[START Given material]

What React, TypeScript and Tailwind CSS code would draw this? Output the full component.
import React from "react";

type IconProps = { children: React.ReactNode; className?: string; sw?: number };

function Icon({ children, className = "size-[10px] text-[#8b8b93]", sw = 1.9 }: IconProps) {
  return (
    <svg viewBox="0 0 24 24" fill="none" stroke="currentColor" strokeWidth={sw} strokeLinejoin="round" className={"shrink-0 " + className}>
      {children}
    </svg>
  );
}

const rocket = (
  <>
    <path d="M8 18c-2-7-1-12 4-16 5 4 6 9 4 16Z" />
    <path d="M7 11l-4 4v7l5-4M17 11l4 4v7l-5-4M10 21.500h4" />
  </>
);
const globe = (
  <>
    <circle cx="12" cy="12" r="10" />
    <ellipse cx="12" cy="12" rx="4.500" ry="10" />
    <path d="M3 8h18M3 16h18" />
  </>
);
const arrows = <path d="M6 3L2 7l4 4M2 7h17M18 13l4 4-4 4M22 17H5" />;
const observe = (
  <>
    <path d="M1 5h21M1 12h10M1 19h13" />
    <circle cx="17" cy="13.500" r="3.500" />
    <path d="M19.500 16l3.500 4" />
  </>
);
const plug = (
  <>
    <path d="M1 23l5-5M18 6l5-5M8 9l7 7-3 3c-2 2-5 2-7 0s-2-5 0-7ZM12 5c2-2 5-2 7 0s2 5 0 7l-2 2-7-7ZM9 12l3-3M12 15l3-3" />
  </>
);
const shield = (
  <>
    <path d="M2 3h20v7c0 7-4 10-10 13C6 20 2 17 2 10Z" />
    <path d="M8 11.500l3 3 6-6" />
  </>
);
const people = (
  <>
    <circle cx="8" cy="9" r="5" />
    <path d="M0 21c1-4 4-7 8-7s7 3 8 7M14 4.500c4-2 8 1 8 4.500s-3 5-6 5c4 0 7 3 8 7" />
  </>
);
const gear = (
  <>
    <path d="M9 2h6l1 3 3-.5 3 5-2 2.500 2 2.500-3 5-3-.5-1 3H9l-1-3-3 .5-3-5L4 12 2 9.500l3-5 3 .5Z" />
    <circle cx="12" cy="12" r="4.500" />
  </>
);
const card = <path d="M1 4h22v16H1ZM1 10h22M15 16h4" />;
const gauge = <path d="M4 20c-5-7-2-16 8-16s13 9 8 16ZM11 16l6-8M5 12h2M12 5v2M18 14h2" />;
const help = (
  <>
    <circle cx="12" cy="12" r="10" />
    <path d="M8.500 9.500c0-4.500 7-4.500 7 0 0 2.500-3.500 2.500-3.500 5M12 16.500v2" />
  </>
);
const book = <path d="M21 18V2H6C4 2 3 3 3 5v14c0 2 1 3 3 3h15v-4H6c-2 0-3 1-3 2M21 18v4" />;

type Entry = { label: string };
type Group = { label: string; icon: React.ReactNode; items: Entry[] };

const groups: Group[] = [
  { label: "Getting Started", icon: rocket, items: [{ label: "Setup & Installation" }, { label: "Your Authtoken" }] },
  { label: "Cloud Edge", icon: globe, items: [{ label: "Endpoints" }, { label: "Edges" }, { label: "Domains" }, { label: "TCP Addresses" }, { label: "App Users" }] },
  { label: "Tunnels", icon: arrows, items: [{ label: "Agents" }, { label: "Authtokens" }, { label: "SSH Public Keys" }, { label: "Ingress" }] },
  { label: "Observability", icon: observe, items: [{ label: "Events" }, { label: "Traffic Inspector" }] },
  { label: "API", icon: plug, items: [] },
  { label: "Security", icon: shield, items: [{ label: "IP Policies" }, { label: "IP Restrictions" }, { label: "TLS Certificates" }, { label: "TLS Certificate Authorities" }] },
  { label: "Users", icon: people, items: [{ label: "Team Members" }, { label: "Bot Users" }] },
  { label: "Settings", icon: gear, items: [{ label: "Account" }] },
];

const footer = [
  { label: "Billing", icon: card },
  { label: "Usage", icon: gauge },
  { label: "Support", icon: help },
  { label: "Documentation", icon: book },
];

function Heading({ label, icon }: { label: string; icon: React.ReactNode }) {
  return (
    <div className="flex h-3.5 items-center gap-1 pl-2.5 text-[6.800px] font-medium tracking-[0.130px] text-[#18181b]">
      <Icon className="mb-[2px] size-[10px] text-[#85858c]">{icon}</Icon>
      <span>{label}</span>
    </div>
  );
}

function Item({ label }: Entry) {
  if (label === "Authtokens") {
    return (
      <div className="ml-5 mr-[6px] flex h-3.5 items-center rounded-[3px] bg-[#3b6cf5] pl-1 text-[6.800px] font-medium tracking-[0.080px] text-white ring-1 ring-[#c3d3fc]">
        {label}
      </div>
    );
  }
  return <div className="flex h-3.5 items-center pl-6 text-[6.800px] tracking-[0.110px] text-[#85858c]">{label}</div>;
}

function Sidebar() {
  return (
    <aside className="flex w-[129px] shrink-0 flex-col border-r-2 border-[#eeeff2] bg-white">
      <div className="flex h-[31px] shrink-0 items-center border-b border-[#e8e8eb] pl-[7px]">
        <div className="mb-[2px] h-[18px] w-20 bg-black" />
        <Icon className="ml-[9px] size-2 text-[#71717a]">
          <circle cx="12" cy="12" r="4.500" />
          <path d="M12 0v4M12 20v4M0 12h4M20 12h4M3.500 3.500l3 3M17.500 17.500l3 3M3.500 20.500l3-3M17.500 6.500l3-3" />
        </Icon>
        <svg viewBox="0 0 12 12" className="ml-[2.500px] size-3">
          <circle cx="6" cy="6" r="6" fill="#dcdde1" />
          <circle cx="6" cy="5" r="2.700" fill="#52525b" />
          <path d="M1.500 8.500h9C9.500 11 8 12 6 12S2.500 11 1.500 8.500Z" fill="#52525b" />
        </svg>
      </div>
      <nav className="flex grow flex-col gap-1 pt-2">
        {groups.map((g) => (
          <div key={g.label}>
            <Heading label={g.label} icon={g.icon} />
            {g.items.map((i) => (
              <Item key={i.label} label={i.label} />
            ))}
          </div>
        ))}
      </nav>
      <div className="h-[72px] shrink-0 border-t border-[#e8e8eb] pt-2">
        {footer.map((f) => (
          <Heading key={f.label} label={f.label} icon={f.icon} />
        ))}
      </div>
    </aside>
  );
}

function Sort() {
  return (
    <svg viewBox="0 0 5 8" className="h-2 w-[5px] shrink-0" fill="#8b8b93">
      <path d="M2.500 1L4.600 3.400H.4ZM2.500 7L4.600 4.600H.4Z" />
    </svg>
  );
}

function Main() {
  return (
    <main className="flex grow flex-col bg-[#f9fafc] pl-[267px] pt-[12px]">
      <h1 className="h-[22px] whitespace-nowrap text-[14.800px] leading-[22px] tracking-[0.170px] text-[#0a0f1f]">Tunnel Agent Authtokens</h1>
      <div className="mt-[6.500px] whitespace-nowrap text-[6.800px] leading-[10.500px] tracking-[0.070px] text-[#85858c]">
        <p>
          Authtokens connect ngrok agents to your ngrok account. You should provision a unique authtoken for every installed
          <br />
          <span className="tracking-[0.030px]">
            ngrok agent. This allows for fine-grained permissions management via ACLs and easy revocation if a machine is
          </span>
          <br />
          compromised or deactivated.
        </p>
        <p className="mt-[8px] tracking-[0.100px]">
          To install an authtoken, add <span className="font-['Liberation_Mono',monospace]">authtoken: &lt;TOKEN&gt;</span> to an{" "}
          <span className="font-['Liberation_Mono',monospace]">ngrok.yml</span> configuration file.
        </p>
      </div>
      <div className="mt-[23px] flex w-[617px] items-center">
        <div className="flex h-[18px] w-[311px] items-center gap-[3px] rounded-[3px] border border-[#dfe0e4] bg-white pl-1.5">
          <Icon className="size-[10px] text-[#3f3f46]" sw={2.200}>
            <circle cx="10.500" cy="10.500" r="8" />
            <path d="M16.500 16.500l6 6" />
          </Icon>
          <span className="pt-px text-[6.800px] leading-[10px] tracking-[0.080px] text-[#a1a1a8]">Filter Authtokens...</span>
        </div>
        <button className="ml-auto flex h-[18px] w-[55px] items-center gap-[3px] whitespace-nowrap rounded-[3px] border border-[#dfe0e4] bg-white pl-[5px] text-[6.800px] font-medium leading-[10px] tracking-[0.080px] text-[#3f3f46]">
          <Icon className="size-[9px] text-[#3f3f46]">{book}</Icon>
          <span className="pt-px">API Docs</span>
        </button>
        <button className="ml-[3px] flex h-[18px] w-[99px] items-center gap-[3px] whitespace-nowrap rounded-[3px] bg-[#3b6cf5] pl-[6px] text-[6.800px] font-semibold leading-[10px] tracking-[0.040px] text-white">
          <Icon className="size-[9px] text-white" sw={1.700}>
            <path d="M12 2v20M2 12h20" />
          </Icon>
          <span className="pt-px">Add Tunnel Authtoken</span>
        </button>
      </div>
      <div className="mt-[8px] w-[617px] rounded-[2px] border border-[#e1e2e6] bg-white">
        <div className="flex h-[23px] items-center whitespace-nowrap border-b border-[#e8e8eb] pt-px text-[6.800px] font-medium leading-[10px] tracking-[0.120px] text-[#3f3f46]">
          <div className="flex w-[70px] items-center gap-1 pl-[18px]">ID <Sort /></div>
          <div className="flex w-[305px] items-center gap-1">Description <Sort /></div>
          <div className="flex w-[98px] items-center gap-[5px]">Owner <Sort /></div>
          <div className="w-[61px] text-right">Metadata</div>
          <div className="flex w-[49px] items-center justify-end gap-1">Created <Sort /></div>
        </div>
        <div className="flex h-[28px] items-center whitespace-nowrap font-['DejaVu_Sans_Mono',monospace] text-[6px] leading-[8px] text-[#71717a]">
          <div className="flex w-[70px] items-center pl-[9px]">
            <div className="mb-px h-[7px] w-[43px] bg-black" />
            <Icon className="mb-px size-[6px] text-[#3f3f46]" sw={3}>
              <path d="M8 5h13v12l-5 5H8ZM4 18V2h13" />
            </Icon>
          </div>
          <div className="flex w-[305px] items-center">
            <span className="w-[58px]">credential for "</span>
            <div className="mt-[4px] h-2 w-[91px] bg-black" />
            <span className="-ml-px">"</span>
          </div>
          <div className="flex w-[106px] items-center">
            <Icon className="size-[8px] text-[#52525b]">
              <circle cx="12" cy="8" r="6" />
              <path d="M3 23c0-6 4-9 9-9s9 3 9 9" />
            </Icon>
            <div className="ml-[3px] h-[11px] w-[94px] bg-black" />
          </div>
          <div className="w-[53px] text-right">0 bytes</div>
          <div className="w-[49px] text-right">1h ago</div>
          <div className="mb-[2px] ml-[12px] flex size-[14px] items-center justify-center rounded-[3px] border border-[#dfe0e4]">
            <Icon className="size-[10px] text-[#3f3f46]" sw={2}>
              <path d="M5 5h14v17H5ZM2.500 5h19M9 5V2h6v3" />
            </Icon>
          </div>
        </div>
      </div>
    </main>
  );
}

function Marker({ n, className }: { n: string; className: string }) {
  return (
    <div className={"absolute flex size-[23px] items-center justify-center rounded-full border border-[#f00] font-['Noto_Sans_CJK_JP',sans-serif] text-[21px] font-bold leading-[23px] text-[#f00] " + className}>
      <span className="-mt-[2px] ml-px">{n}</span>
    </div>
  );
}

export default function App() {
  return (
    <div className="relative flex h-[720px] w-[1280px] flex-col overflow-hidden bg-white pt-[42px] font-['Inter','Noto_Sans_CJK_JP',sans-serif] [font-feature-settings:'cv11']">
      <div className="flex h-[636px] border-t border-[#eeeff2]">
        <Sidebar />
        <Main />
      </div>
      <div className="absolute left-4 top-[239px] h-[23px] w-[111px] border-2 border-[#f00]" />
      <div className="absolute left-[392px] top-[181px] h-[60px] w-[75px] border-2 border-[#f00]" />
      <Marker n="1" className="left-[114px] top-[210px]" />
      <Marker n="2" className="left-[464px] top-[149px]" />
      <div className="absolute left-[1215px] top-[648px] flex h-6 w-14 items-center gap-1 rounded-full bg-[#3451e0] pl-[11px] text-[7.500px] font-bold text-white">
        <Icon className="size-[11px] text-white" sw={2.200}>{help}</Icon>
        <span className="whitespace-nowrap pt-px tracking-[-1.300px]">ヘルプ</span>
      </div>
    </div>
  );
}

[END Given material]

• [Your instructions]: Return only the lines from the beginning of the material up to and including the line with "React.ReactNode; className?: string;", exactly as written.

• [Solution to this exercise]:
What React, TypeScript and Tailwind CSS code would draw this? Output the full component.
import React from "react";

type IconProps = { children: React.ReactNode; className?: string; sw?: number };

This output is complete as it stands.